Date of Conferral





Public Policy and Administration


Anthony Leisner


Evidence suggests that despite repeated mandates by the United Nations (UN) for gender equality, local gender justice for girls has been elusive. Conceptually drawn from Merry's human rights-cultural particularism dissonance and Sen's comparative justice theories, the purpose of this grounded theory study, supported by Clarke's situational analysis, was to investigate how local religious and cultural practices impedes a gender equality outcome for girls. The primary research question involved identifying characteristics and situations of actors who focused solely on gender, culture, and human rights issues at the international and national level.
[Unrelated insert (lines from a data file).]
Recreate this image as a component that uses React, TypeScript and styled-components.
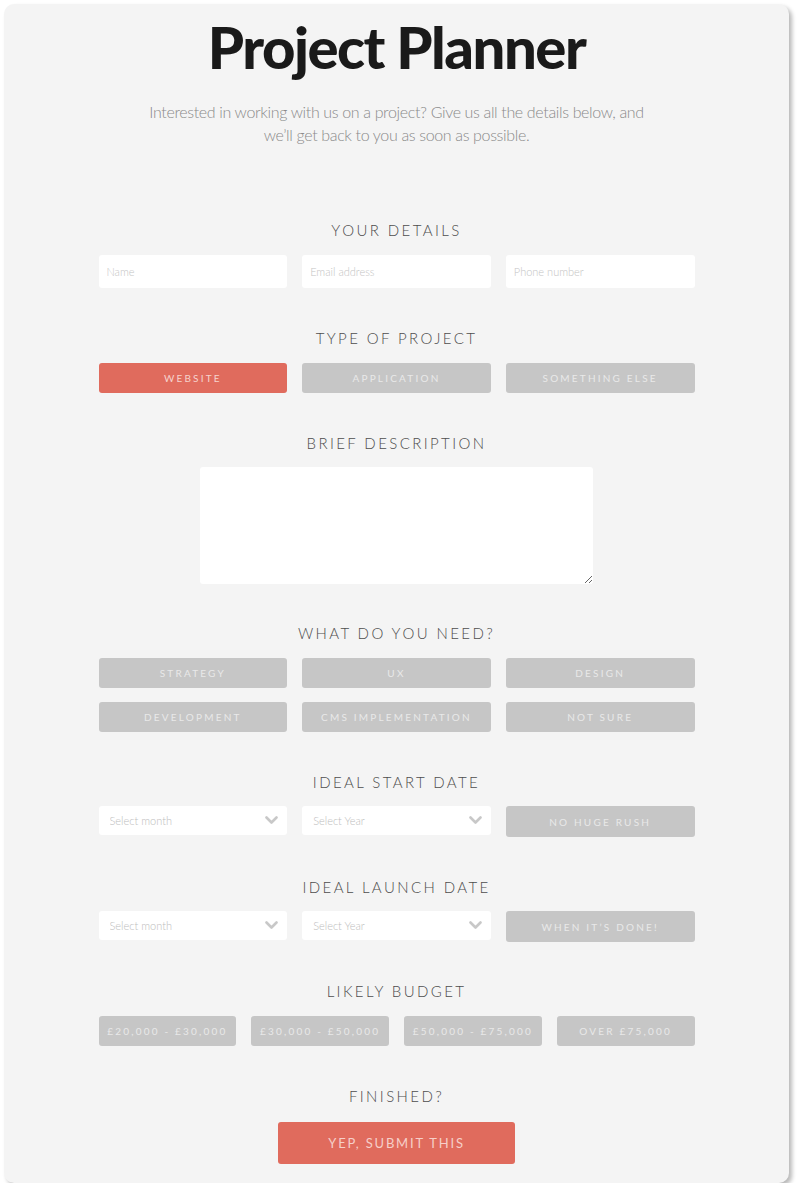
import React from 'react';
import styled, { createGlobalStyle } from 'styled-components';

const GlobalStyle = createGlobalStyle`
  html, body {
    margin: 0;
    padding: 0;
    background: #ffffff;
  }
  body {
    font-family: 'Lato', 'Open Sans', sans-serif;
    -webkit-font-smoothing: antialiased;
  }
  * {
    box-sizing: border-box;
  }
`;

const Card = styled.div`
  width: 785px;
  height: 1179px;
  margin: 4px 0 0 4px;
  background-color: #f4f4f4;
  border-radius: 10px;
  box-shadow: 3px 3px 4px rgba(0, 0, 0, 0.28);
  padding-top: 10px;
`;

const Title = styled.h1`
  margin: 0;
  font-family: 'Lato', sans-serif;
  font-weight: 900;
  font-size: 58px;
  line-height: 66px;
  letter-spacing: -1.5px;
  text-align: center;
  color: #1a1a1a;
`;

const Intro = styled.p`
  width: 500px;
  margin: 20px auto 0;
  font-family: 'Lato', sans-serif;
  font-weight: 300;
  font-size: 16px;
  line-height: 23px;
  letter-spacing: -0.35px;
  text-align: center;
  color: #8a8a8a;
`;

const Form = styled.form`
  width: 596px;
  margin: 74px auto 0;
  display: flex;
  flex-direction: column;
  gap: 40px;
`;

const Section = styled.section<{ $pull?: number }>`
  margin-top: ${p => -(p.$pull ?? 0)}px;
`;

const Heading = styled.h2<{ $mb?: number }>`
  margin: 0 0 ${p => p.$mb ?? 15}px;
  font-family: 'Lato', sans-serif;
  font-weight: 300;
  font-size: 15px;
  line-height: 20px;
  letter-spacing: 2.4px;
  text-transform: uppercase;
  text-align: center;
  color: #4d4d4d;
`;

const Grid = styled.div<{ $cols: number }>`
  display: grid;
  grid-template-columns: repeat(${p => p.$cols}, 1fr);
  align-items: start;
  column-gap: 15px;
  row-gap: 14px;
`;

const TextInput = styled.input`
  height: 33px;
  width: 100%;
  border: none;
  border-radius: 3px;
  background: #ffffff;
  padding: 0 8px;
  font-family: 'Lato', sans-serif;
  font-weight: 300;
  font-size: 11px;
  color: #555;
  outline: none;

  &::placeholder {
    color: #c4c4c4;
  }
`;

const Choice = styled.button<{ $active?: boolean; $tall?: boolean }>`
  height: ${p => (p.$tall ? 31 : 30)}px;
  border: none;
  border-radius: 3px;
  background-color: ${p => (p.$active ? '#e06b5d' : '#c6c6c6')};
  color: ${p => (p.$active ? '#f6d3ce' : '#e9e9e9')};
  font-family: 'Lato', sans-serif;
  font-weight: 400;
  font-size: 10px;
  letter-spacing: 2.2px;
  text-transform: uppercase;
  white-space: nowrap;
  padding: 0;
  cursor: pointer;
`;

const TextArea = styled.textarea`
  display: block;
  width: 393px;
  height: 117px;
  margin: -1px auto -1px;
  border: none;
  border-radius: 3px;
  background: #ffffff;
  outline: none;
  padding: 8px;
  font-family: 'Lato', sans-serif;
  font-size: 12px;
`;

const SelectWrap = styled.div`
  position: relative;
  height: 29px;
`;

const Select = styled.select`
  appearance: none;
  -webkit-appearance: none;
  width: 100%;
  height: 100%;
  border: none;
  border-radius: 3px;
  background: #ffffff;
  padding: 0 30px 0 11px;
  font-family: 'Lato', sans-serif;
  font-weight: 300;
  font-size: 11px;
  color: #bdbdbd;
  outline: none;
`;

const Chevron = styled.svg`
  position: absolute;
  right: 9px;
  top: 10px;
  pointer-events: none;
`;

const SubmitRow = styled.div`
  display: flex;
  justify-content: center;
  margin-top: 16px;
`;

const Submit = styled.button`
  width: 237px;
  height: 42px;
  border: none;
  border-radius: 3px;
  background-color: #e06b5d;
  color: #f6cfc9;
  font-family: 'Lato', sans-serif;
  font-weight: 400;
  font-size: 13px;
  letter-spacing: 1.8px;
  text-transform: uppercase;
  cursor: pointer;
`;

const DateSelect: React.FC<{ label: string }> = ({ label }) => (
  <SelectWrap>
    <Select defaultValue="">
      <option value="" disabled>
        {label}
      </option>
    </Select>
    <Chevron width="13" height="9" viewBox="0 0 13 9">
      <path d="M1.5 1.5 L6.5 6.5 L11.5 1.5" fill="none" stroke="#c8c8c8" strokeWidth="2.6" strokeLinecap="round" strokeLinejoin="round" />
    </Chevron>
  </SelectWrap>
);

const needs = ['Strategy', 'UX', 'Design', 'Development', 'CMS Implementation', 'Not sure'];
const budgets = ['£20,000 - £30,000', '£30,000 - £50,000', '£50,000 - £75,000', 'Over £75,000'];

const App: React.FC = () => {
  return (
    <>
      <GlobalStyle />
      <Card>
        <Title>Project Planner</Title>
        <Intro>
          Interested in working with us on a project? Give us all the details below, and we’ll get back to you as soon as possible.
        </Intro>

        <Form onSubmit={e => e.preventDefault()}>
          <Section>
            <Heading>Your details</Heading>
            <Grid $cols={3}>
              <TextInput placeholder="Name" />
              <TextInput placeholder="Email address" />
              <TextInput placeholder="Phone number" />
            </Grid>
          </Section>

          <Section>
            <Heading>Type of project</Heading>
            <Grid $cols={3}>
              <Choice type="button" $active>Website</Choice>
              <Choice type="button">Application</Choice>
              <Choice type="button">Something else</Choice>
            </Grid>
          </Section>

          <Section>
            <Heading>Brief description</Heading>
            <TextArea />
          </Section>

          <Section>
            <Heading>What do you need?</Heading>
            <Grid $cols={3}>
              {needs.map(n => (
                <Choice type="button" key={n}>{n}</Choice>
              ))}
            </Grid>
          </Section>

          <Section>
            <Heading $mb={14}>Ideal start date</Heading>
            <Grid $cols={3}>
              <DateSelect label="Select month" />
              <DateSelect label="Select Year" />
              <Choice type="button" $tall>No huge rush</Choice>
            </Grid>
          </Section>

          <Section>
            <Heading $mb={14}>Ideal launch date</Heading>
            <Grid $cols={3}>
              <DateSelect label="Select month" />
              <DateSelect label="Select Year" />
              <Choice type="button" $tall>When it’s done!</Choice>
            </Grid>
          </Section>

          <Section $pull={1}>
            <Heading>Likely budget</Heading>
            <Grid $cols={4}>
              {budgets.map(b => (
                <Choice type="button" key={b}>{b}</Choice>
              ))}
            </Grid>
          </Section>

          <Section>
            <Heading>Finished?</Heading>
            <SubmitRow>
              <Submit type="submit">Yep, submit this</Submit>
            </SubmitRow>
          </Section>
        </Form>
      </Card>
    </>
  );
};

export default App;
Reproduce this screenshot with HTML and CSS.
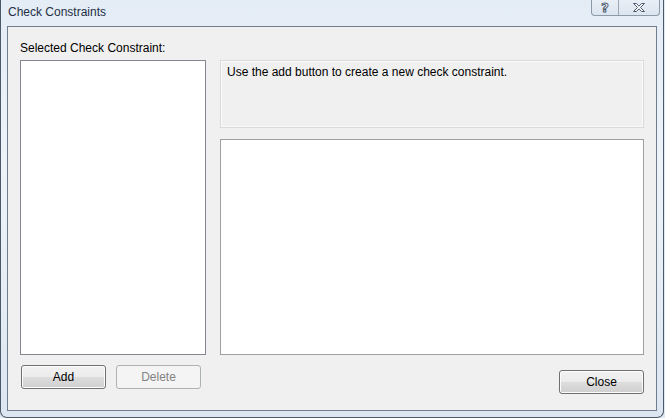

A qualitative research design was used in this study of 8 experts in gender, human rights, and cultural issues who were interviewed in-depth in person and on the telephone. A line-by-line analysis of participants' responses identified specific sub theme situations related to the study that included sociocultural, socioeconomic, and intercultural elements. In addition, open and selected coding of participants' responses uncovered critical gender related themes that included democracy, political governance, and fatherhood responsibility. Implications for social change include indentifying a gender justice approach to human rights in which to implement integrated gender focused programs advocated by civil society and the UN to fill gaps left by governments. The findings suggest that obtaining children human rights is a function of the effect of a girl's access to gender justice and a culture's response to social development with an outcome of gender equality. This can result in advancement of gender justice, which research indicates can substantially improve local and global communities socially, economically, and politically.